On the other hand, if the Fed wanted to tighten things up, tight money policy serves to contract the money supply and to encourage money to stay in the banking system versus out in people's hands in circulation.

Therefore, raising the discount rate means that banks have to pay higher rates to borrow from the Fed.

If banks are paying higher rates, this, in turn, makes it more difficult for them to loan us money.

When it is harder or more expensive for us to get loans, this has a contractionary effect on the economy. As rates go up, we do not want to take money out of the banks as much, because for one, our money is earning more interest in the banks, and two, we do not want to pay higher rates to take out loans to buy a home or car.

big idea
To expand the economy, the Fed can lower the discount rate, which is expansionary policy. To contract the economy, the Fed can raise this discount rate, which is known as a contractionary policy.


summary
In today's lesson, we reviewed the role of the Federal Open Market Committee, or FOMC, which is the organization in our country who manages and makes decisions about the supply of money. We also reviewed how banks make money by lending out a portion of customer deposits and charging interest, known as a fractional reserve system.

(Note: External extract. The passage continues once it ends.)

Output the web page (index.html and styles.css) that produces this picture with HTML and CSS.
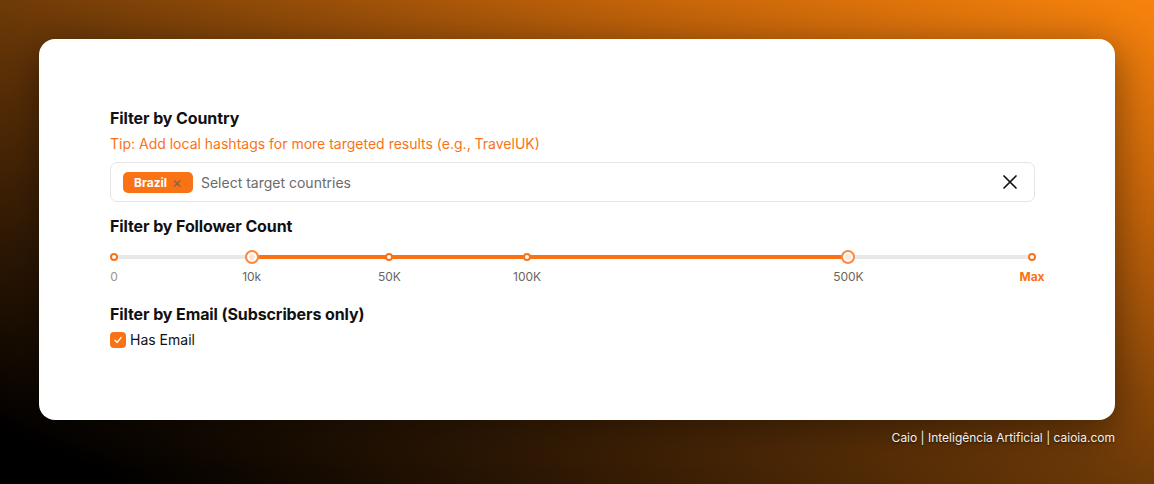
FILE: index.html
```html
<!DOCTYPE html>
<html lang="en">
<head>
<meta charset="UTF-8">
<meta name="viewport" content="width=device-width, initial-scale=1.0">
<title>Filters</title>
<link rel="stylesheet" href="styles.css">
</head>
<body>

<div class="page">
  <div class="card">
    <h3 class="filter-title">Filter by Country</h3>
    <p class="tip">Tip: Add local hashtags for more targeted results (e.g., TravelUK)</p>
    <div class="country-select">
      <span class="tag">Brazil <span class="tag-x">&times;</span></span>
      <span class="placeholder">Select target countries</span>
      <svg class="clear-icon" width="16" height="16" viewBox="0 0 16 16">
        <path d="M2 2 L14 14 M14 2 L2 14" stroke="#111" stroke-width="1.7" stroke-linecap="round" fill="none"/>
      </svg>
    </div>

    <h3 class="filter-title follower-title">Filter by Follower Count</h3>
    <div class="slider">
      <div class="track"></div>
      <div class="range" style="left: 15%; width: 65%;"></div>
      <span class="dot" style="left: 0%;"></span>
      <span class="handle" style="left: 15%;"></span>
      <span class="dot" style="left: 30%;"></span>
      <span class="dot" style="left: 45%;"></span>
      <span class="handle" style="left: 80%;"></span>
      <span class="dot" style="left: 100%;"></span>
    </div>
    <div class="marks">
      <span class="mark zero" style="left: 0%;">0</span>
      <span class="mark" style="left: 15%;">10k</span>
      <span class="mark" style="left: 30%;">50K</span>
      <span class="mark" style="left: 45%;">100K</span>
      <span class="mark" style="left: 80%;">500K</span>
      <span class="mark max" style="left: 100%;">Max</span>
    </div>

    <h3 class="filter-title email-title">Filter by Email (Subscribers only)</h3>
    <label class="check-row">
      <span class="checkbox">
        <svg width="10" height="10" viewBox="0 0 10 10">
          <path d="M2 5.3 L4.2 7.4 L8 2.6" stroke="#fff" stroke-width="1.4" fill="none" stroke-linecap="round" stroke-linejoin="round"/>
        </svg>
      </span>
      Has Email
    </label>
  </div>
  <div class="footer">Caio | Inteligência Artificial | caioia.com</div>
</div>

</body>
</html>
```

FILE: styles.css
```css
html, body {
  margin: 0;
  height: 100%;
}

body {
  font-family: Inter, "Noto Sans", Arial, sans-serif;
  background: linear-gradient(to top right, #000 5%, #2e1804 25%, #6e3a08 50%, #c4640a 78%, #f8830d 100%);
  overflow: hidden;
}

.page {
  padding: 39px 39px 0 39px;
}

.card {
  background: #fff;
  border-radius: 16px;
  height: 381px;
  box-sizing: border-box;
  padding: 67px 80px 0 71px;
  box-shadow: 0 10px 40px rgba(0, 0, 0, 0.45);
}

.filter-title {
  margin: 0;
  font-size: 16px;
  line-height: 24px;
  font-weight: 700;
  color: #111;
  letter-spacing: -0.1px;
}

.tip {
  margin: 4px 0 0 0;
  font-size: 14px;
  line-height: 20px;
  color: #f97316;
}

.country-select {
  margin-top: 8px;
  height: 40px;
  box-sizing: border-box;
  border: 1px solid #e5e5e5;
  border-radius: 7px;
  display: flex;
  align-items: center;
  padding: 0 16px 0 12px;
}

.tag {
  background: #f97316;
  color: #fff;
  font-size: 12px;
  font-weight: 700;
  height: 21px;
  line-height: 21px;
  padding: 0 11px;
  border-radius: 5px;
  display: flex;
  align-items: center;
  gap: 5px;
}

.tag-x {
  color: #8a6045;
  font-weight: 400;
  font-size: 15px;
}

.placeholder {
  margin-left: 8px;
  font-size: 14px;
  color: #6b6b6b;
  flex: 1;
}

.clear-icon {
  display: block;
}

.follower-title {
  margin-top: 12px;
}

.slider {
  position: relative;
  height: 16px;
  margin: 11px 3px 0 4px;
}

.track {
  position: absolute;
  left: 0;
  right: 0;
  top: 6px;
  height: 4px;
  background: #e8e8e8;
  border-radius: 2px;
}

.range {
  position: absolute;
  top: 6px;
  height: 4px;
  background: #f97316;
}

.dot, .handle {
  position: absolute;
  top: 50%;
  transform: translate(-50%, -50%);
  border-radius: 50%;
  box-sizing: border-box;
  background: #fff;
}

.dot {
  width: 8px;
  height: 8px;
  border: 2px solid #f97316;
}

.handle {
  width: 14px;
  height: 14px;
  border: 2px solid #fb8a3c;
  background: #fde6d6;
  box-shadow: inset 0 0 0 2px #fff;
}

.marks {
  position: relative;
  height: 16px;
  margin: 4px 3px 0 4px;
}

.mark {
  position: absolute;
  top: 0;
  transform: translateX(-50%);
  font-size: 12px;
  line-height: 16px;
  color: #6b6560;
}

.mark.zero {
  color: #999490;
}

.mark.max {
  color: #f97316;
  font-weight: 700;
}

.email-title {
  margin-top: 17px;
}

.check-row {
  margin-top: 4px;
  display: flex;
  align-items: center;
  gap: 4px;
  font-size: 14px;
  line-height: 20px;
  color: #111;
}

.checkbox {
  width: 16px;
  height: 16px;
  border-radius: 4px;
  background: #f97316;
  display: flex;
  align-items: center;
  justify-content: center;
}

.footer {
  margin-top: 10px;
  text-align: right;
  font-size: 12px;
  line-height: 16px;
  color: #f2f2f2;
  text-shadow: 0 1px 2px rgba(0, 0, 0, 0.6);
}
```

We learned about how the Fed has several tools that they can use to manage our nation's money supply, and that the discount rate is one of these tools. It involves the rate that banks pay to borrow from the Fed, as a last resort to meet their reserve requirement overnight or short-term. To expand the economy, the Fed can lower this discount rate, known as expansionary money policy, and to contract the economy, the Fed can raise this discount rate, which is contractionary money policy.

Source: Adapted from Sophia instructor Kate Eskra.

Terms to Know
Discount (Window) Rate

The rate the Fed charges member banks for short-term loans to meet temporary liquidity needs.